Над ним обширный свод,
Подобие палатки прихотливой,
Коврами пышными и пухом райских птиц
Был тщательно разубран.
Мы ж, во прахе
Простертые пред ним, лежали ниц,
И до тех пор в благоговейном страхе
Покоились, пока резец серпа
Не врезался в лазурь небесного герба.
М. Тумповская. 1921.
5. Навсегда. Николай Гумилёв
Дом у нас был свой и довольно большой, но места мне удобного для сосредоточенья не было. Спальня бессветная, зал — проходной, две маленькие комнатки старших сестер, остальное — тетушек. Другая часть — подсобные угодья, помещенья для прислуги. Дом планировался для старшего поколенья. Для Оленьки с мужем, для сестриц Лизаньки и Лидиньки. Мы — племянницы, сироты, оказались там по воле волн, когда остались только две тетушки.

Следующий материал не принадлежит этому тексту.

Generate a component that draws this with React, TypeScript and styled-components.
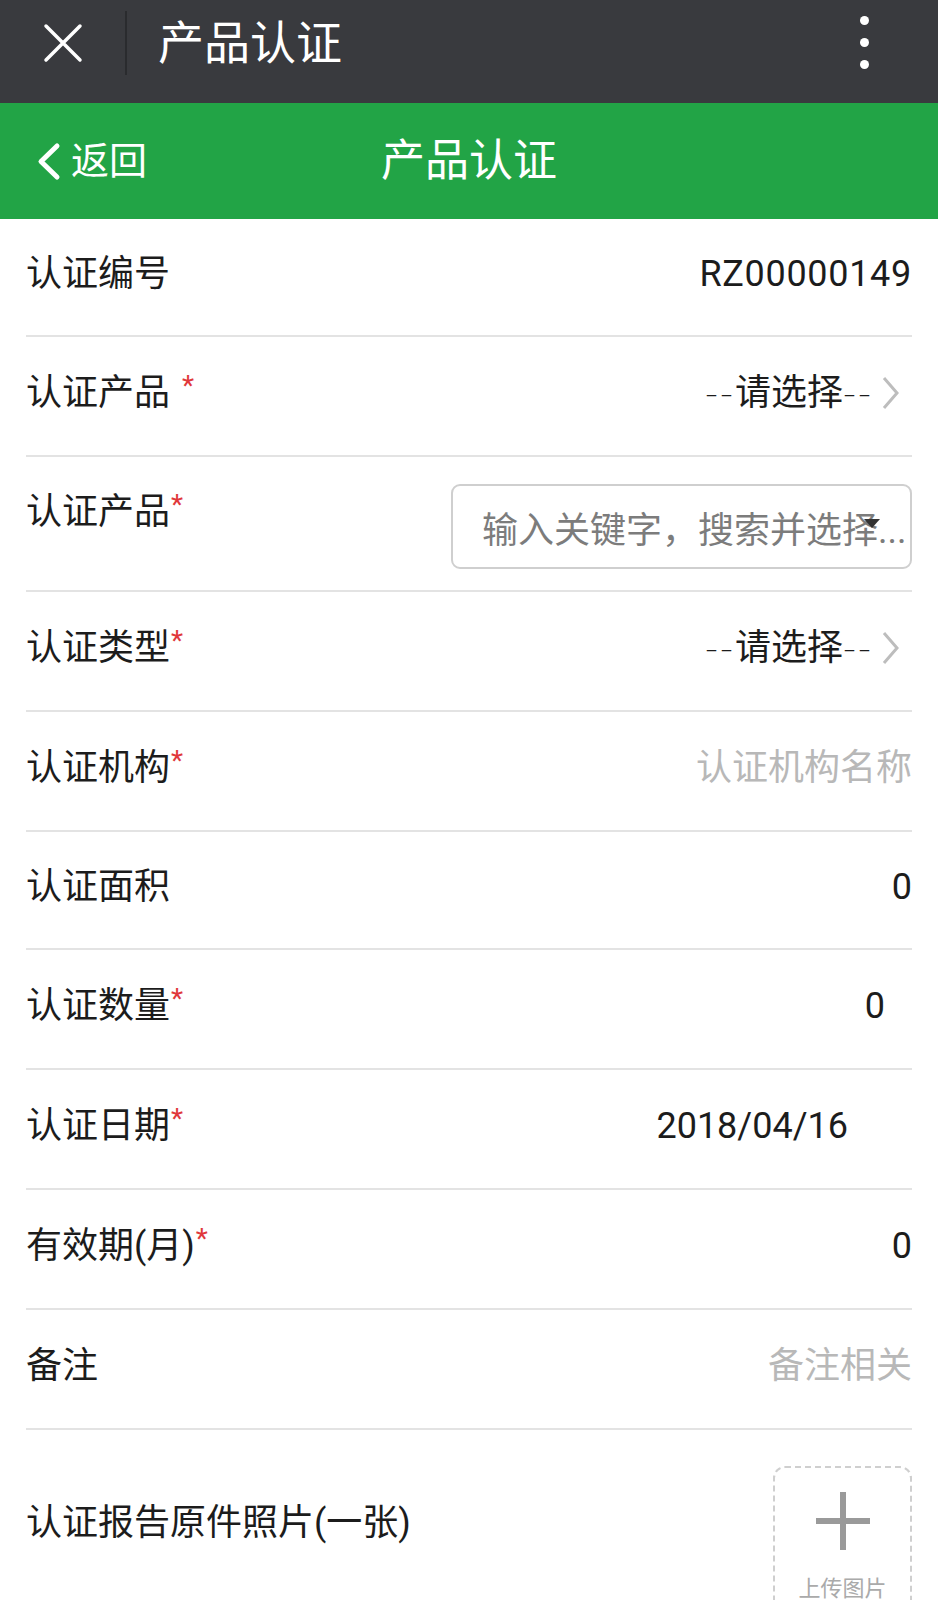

В доме было много благостного. Комнатка — молельная, уединенная, с затемненным окном, выходившим на необитаемый дворик, уставленная иконами с пюпитрами для чтения священных книг. За передней-прихожей была прохладная буфетная, дальше — кладовая с сундуками. Замки открывались певучим ключом, на дне лежали очерствелые баранки — для счастья. Зал, он же столовая, оклеенный нестареющими белыми тиснеными обоями, был глубоким, смотрел в сад на липы и клумбы роз. В нем стоял концертный рояль «Bechstein». Играла музыкальная Аня, ученица сестры Брюсова, Калюжной[276]. Стеклянная дверь сбоку вела в зимний сад, мы уже не застали его.
Летом по вечерам тетушки пили на террасе кофе. Аннушка приносила самовар. Приходил разделять досуг фильский священник отец Александр Левицкий. Он был спокойный и добродушный. Мне некуда было деваться, я сидела на ступеньках террасы и читала. В тот час розового заката, благоухающего шиповника, мирной тишины у меня в руках оказалась книга стихов «Жемчуга»[277] Гумилева. Имя тогда мне еще неизвестное. Столько наступательного порыва, дерзанья, такое красивое мужское начало, широкий манящий мир. Новый поэт вдруг позвал, потребовал, взбудоражил.
Я уже была студенткой-первокурсницей ВЖК. Хотелось путешествовать. Выпросила у тетушек поездку в Крым с двоюродными Варварой и Алексеем Мониными. Мы все трое были глупы, неопытны, со страхом спрашивали: «Сколько стоит?» Но доехали до Ялты благополучно.